Wikipedia has announced a partnership with Kaggle, a Google-owned data science community platform, to create a machine-readable dataset of its content specifically designed for training artificial intelligence models. This initiative comes in response to a significant increase in non-human traffic due to bots scraping the site for AI training, with bandwidth consumption rising by 50% since January 2024. The new dataset will initially focus on English and French, providing stripped-down versions of Wikipedia articles that exclude references and markdown code. As the Wikimedia Foundation seeks to manage costs associated with this surge in traffic, it emphasizes the importance of protecting contributors’ rights by adhering to Creative Commons licensing terms. The dataset is expected to enhance accessibility for AI developers while addressing the ongoing challenges of content scraping from the platform.

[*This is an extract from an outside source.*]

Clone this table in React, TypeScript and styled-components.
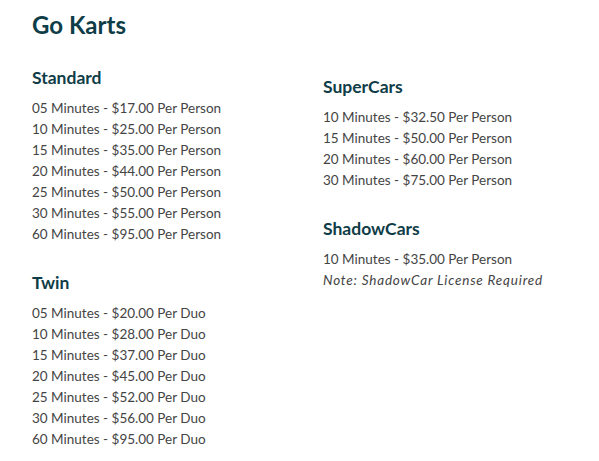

A concerning new trend has emerged where users are employing OpenAI’s latest models, o3 and o4-mini, to conduct reverse location searches from photographs. These AI models have advanced image-analyzing capabilities, allowing them to identify cities, landmarks, and even specific venues based on visual clues. This trend has gained traction on social media platforms, with users sharing examples of the models successfully identifying locations from various types of images. For instance, one user demonstrated how the model accurately identified a location from a seemingly random photo taken in a library. However, experts warn that this capability poses significant privacy risks, as malicious actors could misuse this technology to uncover personal information. OpenAI has yet to address these potential dangers in its safety reports for the new models.
Why do we care?
Wikipedia’s move is a calculated pivot: if AI models are going to ingest your data anyway, better to shape how it happens. It tackles two core issues — runaway scraping costs and contributor rights under Creative Commons licensing. Expect more structured open data offerings, and be aware this is an offering you too can include. In the webinar I hosted today, Srinivas Krishnaswamy offered ready-to-use schema templates for your website. And those helping clients with AI integration will need to track these new official pipelines — they’ll often be more cost-effective and compliant than unstructured scraping.
I included the OpenAI insights to provide perspective on unanticipated safety risks.